* START Records for the task *

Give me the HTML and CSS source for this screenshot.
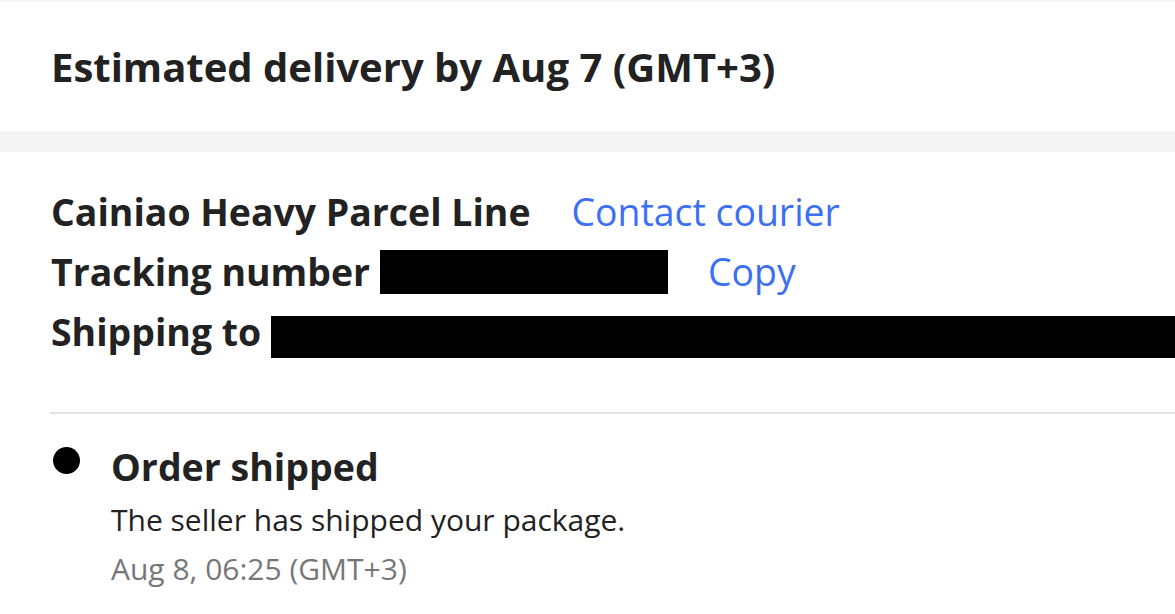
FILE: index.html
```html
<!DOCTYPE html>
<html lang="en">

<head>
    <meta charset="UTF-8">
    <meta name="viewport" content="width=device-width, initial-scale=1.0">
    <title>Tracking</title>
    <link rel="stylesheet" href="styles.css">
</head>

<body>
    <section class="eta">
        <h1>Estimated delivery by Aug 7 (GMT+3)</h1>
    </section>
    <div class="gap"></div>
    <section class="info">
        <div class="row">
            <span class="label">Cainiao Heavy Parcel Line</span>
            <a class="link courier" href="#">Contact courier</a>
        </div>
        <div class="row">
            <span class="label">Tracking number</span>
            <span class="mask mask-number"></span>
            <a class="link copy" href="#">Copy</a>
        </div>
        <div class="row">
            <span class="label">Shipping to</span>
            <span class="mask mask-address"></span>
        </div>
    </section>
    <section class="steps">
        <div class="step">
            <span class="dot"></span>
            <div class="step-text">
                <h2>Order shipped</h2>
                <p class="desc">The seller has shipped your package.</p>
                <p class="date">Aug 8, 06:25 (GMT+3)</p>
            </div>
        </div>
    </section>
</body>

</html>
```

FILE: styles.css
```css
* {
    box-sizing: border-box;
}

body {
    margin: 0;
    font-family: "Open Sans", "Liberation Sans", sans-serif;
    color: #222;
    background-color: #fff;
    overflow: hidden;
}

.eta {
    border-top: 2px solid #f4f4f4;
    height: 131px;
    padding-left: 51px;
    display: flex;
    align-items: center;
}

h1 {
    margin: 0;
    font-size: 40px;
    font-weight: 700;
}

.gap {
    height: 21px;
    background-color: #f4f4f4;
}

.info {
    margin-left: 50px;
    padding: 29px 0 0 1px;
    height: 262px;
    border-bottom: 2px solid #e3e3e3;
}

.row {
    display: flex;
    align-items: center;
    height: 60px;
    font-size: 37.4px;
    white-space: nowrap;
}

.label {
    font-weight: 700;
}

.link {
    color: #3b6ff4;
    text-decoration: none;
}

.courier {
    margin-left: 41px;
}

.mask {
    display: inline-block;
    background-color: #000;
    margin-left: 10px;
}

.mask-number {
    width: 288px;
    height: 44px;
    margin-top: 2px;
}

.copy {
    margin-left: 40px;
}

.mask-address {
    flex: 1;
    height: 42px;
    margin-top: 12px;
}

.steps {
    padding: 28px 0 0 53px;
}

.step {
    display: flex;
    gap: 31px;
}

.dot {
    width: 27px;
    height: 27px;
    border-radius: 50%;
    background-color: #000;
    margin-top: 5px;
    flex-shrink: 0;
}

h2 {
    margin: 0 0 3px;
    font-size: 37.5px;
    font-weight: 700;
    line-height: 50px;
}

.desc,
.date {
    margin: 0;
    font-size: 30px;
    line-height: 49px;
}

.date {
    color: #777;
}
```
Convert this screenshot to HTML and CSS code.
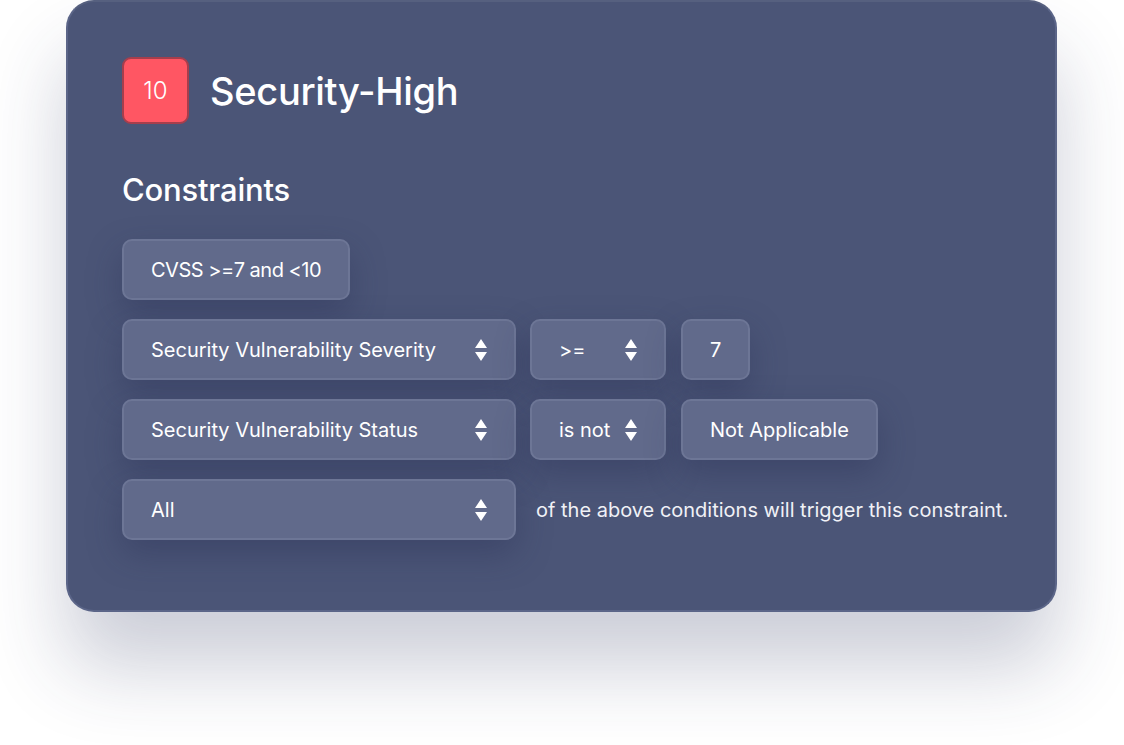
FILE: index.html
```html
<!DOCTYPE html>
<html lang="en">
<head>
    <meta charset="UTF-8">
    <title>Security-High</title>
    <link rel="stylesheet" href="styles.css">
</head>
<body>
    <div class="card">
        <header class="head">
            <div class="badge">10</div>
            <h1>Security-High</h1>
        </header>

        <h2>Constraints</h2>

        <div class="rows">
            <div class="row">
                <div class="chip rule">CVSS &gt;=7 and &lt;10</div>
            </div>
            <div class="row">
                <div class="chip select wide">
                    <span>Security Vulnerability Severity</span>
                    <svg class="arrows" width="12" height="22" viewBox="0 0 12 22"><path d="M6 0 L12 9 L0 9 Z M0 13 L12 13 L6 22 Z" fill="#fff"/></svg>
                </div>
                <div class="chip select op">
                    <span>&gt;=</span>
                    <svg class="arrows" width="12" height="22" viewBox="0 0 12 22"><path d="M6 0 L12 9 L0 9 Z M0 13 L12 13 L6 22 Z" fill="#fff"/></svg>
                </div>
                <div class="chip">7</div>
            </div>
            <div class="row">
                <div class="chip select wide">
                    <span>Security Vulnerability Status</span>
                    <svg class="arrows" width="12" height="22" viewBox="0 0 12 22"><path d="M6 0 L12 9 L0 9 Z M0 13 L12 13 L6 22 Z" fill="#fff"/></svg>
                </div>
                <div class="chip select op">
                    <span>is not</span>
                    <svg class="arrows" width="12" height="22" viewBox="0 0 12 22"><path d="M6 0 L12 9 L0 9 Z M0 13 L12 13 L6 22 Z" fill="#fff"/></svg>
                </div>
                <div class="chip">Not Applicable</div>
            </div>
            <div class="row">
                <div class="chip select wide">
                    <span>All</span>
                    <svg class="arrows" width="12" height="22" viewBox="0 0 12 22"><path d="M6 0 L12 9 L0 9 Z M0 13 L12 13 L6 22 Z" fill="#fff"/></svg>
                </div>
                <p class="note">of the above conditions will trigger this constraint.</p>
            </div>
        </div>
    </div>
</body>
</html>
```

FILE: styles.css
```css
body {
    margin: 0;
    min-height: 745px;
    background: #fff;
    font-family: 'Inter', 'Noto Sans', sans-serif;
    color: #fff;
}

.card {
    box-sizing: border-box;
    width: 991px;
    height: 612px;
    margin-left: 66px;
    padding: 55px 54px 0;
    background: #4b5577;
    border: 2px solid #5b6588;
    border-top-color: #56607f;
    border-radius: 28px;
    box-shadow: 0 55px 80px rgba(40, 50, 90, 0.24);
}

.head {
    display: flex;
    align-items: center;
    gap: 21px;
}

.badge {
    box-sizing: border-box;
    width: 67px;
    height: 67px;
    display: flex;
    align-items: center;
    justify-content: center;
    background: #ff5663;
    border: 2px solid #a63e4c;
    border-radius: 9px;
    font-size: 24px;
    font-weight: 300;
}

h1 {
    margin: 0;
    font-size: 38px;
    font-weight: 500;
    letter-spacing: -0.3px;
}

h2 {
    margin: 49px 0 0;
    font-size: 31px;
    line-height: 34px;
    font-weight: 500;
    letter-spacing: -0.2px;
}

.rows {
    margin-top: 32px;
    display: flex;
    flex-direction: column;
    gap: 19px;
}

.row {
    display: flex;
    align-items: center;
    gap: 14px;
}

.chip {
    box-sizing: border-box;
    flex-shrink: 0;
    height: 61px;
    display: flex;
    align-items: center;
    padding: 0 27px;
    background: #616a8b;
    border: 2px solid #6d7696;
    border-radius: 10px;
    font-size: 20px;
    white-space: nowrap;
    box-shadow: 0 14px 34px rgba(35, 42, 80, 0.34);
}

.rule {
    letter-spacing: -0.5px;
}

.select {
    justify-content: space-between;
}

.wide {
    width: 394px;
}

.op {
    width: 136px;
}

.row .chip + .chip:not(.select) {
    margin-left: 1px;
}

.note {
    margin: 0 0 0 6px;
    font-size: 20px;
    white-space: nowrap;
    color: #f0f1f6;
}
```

* END Records for the task *

* _Given instruction_:
Reproduce each entry verbatim, excluding any embedded images.

* _Solved problem_:
Give me the HTML and CSS source for this screenshot.
FILE: index.html
```html
<!DOCTYPE html>
<html lang="en">

<head>
    <meta charset="UTF-8">
    <meta name="viewport" content="width=device-width, initial-scale=1.0">
    <title>Tracking</title>
    <link rel="stylesheet" href="styles.css">
</head>

<body>
    <section class="eta">
        <h1>Estimated delivery by Aug 7 (GMT+3)</h1>
    </section>
    <div class="gap"></div>
    <section class="info">
        <div class="row">
            <span class="label">Cainiao Heavy Parcel Line</span>
            <a class="link courier" href="#">Contact courier</a>
        </div>
        <div class="row">
            <span class="label">Tracking number</span>
            <span class="mask mask-number"></span>
            <a class="link copy" href="#">Copy</a>
        </div>
        <div class="row">
            <span class="label">Shipping to</span>
            <span class="mask mask-address"></span>
        </div>
    </section>
    <section class="steps">
        <div class="step">
            <span class="dot"></span>
            <div class="step-text">
                <h2>Order shipped</h2>
                <p class="desc">The seller has shipped your package.</p>
                <p class="date">Aug 8, 06:25 (GMT+3)</p>
            </div>
        </div>
    </section>
</body>

</html>
```

FILE: styles.css
```css
* {
    box-sizing: border-box;
}

body {
    margin: 0;
    font-family: "Open Sans", "Liberation Sans", sans-serif;
    color: #222;
    background-color: #fff;
    overflow: hidden;
}

.eta {
    border-top: 2px solid #f4f4f4;
    height: 131px;
    padding-left: 51px;
    display: flex;
    align-items: center;
}

h1 {
    margin: 0;
    font-size: 40px;
    font-weight: 700;
}

.gap {
    height: 21px;
    background-color: #f4f4f4;
}

.info {
    margin-left: 50px;
    padding: 29px 0 0 1px;
    height: 262px;
    border-bottom: 2px solid #e3e3e3;
}

.row {
    display: flex;
    align-items: center;
    height: 60px;
    font-size: 37.4px;
    white-space: nowrap;
}

.label {
    font-weight: 700;
}

.link {
    color: #3b6ff4;
    text-decoration: none;
}

.courier {
    margin-left: 41px;
}

.mask {
    display: inline-block;
    background-color: #000;
    margin-left: 10px;
}

.mask-number {
    width: 288px;
    height: 44px;
    margin-top: 2px;
}

.copy {
    margin-left: 40px;
}

.mask-address {
    flex: 1;
    height: 42px;
    margin-top: 12px;
}

.steps {
    padding: 28px 0 0 53px;
}

.step {
    display: flex;
    gap: 31px;
}

.dot {
    width: 27px;
    height: 27px;
    border-radius: 50%;
    background-color: #000;
    margin-top: 5px;
    flex-shrink: 0;
}

h2 {
    margin: 0 0 3px;
    font-size: 37.5px;
    font-weight: 700;
    line-height: 50px;
}

.desc,
.date {
    margin: 0;
    font-size: 30px;
    line-height: 49px;
}

.date {
    color: #777;
}
```
Convert this screenshot to HTML and CSS code.
FILE: index.html
```html
<!DOCTYPE html>
<html lang="en">
<head>
    <meta charset="UTF-8">
    <title>Security-High</title>
    <link rel="stylesheet" href="styles.css">
</head>
<body>
    <div class="card">
        <header class="head">
            <div class="badge">10</div>
            <h1>Security-High</h1>
        </header>

        <h2>Constraints</h2>

        <div class="rows">
            <div class="row">
                <div class="chip rule">CVSS &gt;=7 and &lt;10</div>
            </div>
            <div class="row">
                <div class="chip select wide">
                    <span>Security Vulnerability Severity</span>
                    <svg class="arrows" width="12" height="22" viewBox="0 0 12 22"><path d="M6 0 L12 9 L0 9 Z M0 13 L12 13 L6 22 Z" fill="#fff"/></svg>
                </div>
                <div class="chip select op">
                    <span>&gt;=</span>
                    <svg class="arrows" width="12" height="22" viewBox="0 0 12 22"><path d="M6 0 L12 9 L0 9 Z M0 13 L12 13 L6 22 Z" fill="#fff"/></svg>
                </div>
                <div class="chip">7</div>
            </div>
            <div class="row">
                <div class="chip select wide">
                    <span>Security Vulnerability Status</span>
                    <svg class="arrows" width="12" height="22" viewBox="0 0 12 22"><path d="M6 0 L12 9 L0 9 Z M0 13 L12 13 L6 22 Z" fill="#fff"/></svg>
                </div>
                <div class="chip select op">
                    <span>is not</span>
                    <svg class="arrows" width="12" height="22" viewBox="0 0 12 22"><path d="M6 0 L12 9 L0 9 Z M0 13 L12 13 L6 22 Z" fill="#fff"/></svg>
                </div>
                <div class="chip">Not Applicable</div>
            </div>
            <div class="row">
                <div class="chip select wide">
                    <span>All</span>
                    <svg class="arrows" width="12" height="22" viewBox="0 0 12 22"><path d="M6 0 L12 9 L0 9 Z M0 13 L12 13 L6 22 Z" fill="#fff"/></svg>
                </div>
                <p class="note">of the above conditions will trigger this constraint.</p>
            </div>
        </div>
    </div>
</body>
</html>
```

FILE: styles.css
```css
body {
    margin: 0;
    min-height: 745px;
    background: #fff;
    font-family: 'Inter', 'Noto Sans', sans-serif;
    color: #fff;
}

.card {
    box-sizing: border-box;
    width: 991px;
    height: 612px;
    margin-left: 66px;
    padding: 55px 54px 0;
    background: #4b5577;
    border: 2px solid #5b6588;
    border-top-color: #56607f;
    border-radius: 28px;
    box-shadow: 0 55px 80px rgba(40, 50, 90, 0.24);
}

.head {
    display: flex;
    align-items: center;
    gap: 21px;
}

.badge {
    box-sizing: border-box;
    width: 67px;
    height: 67px;
    display: flex;
    align-items: center;
    justify-content: center;
    background: #ff5663;
    border: 2px solid #a63e4c;
    border-radius: 9px;
    font-size: 24px;
    font-weight: 300;
}

h1 {
    margin: 0;
    font-size: 38px;
    font-weight: 500;
    letter-spacing: -0.3px;
}

h2 {
    margin: 49px 0 0;
    font-size: 31px;
    line-height: 34px;
    font-weight: 500;
    letter-spacing: -0.2px;
}

.rows {
    margin-top: 32px;
    display: flex;
    flex-direction: column;
    gap: 19px;
}

.row {
    display: flex;
    align-items: center;
    gap: 14px;
}

.chip {
    box-sizing: border-box;
    flex-shrink: 0;
    height: 61px;
    display: flex;
    align-items: center;
    padding: 0 27px;
    background: #616a8b;
    border: 2px solid #6d7696;
    border-radius: 10px;
    font-size: 20px;
    white-space: nowrap;
    box-shadow: 0 14px 34px rgba(35, 42, 80, 0.34);
}

.rule {
    letter-spacing: -0.5px;
}

.select {
    justify-content: space-between;
}

.wide {
    width: 394px;
}

.op {
    width: 136px;
}

.row .chip + .chip:not(.select) {
    margin-left: 1px;
}

.note {
    margin: 0 0 0 6px;
    font-size: 20px;
    white-space: nowrap;
    color: #f0f1f6;
}
```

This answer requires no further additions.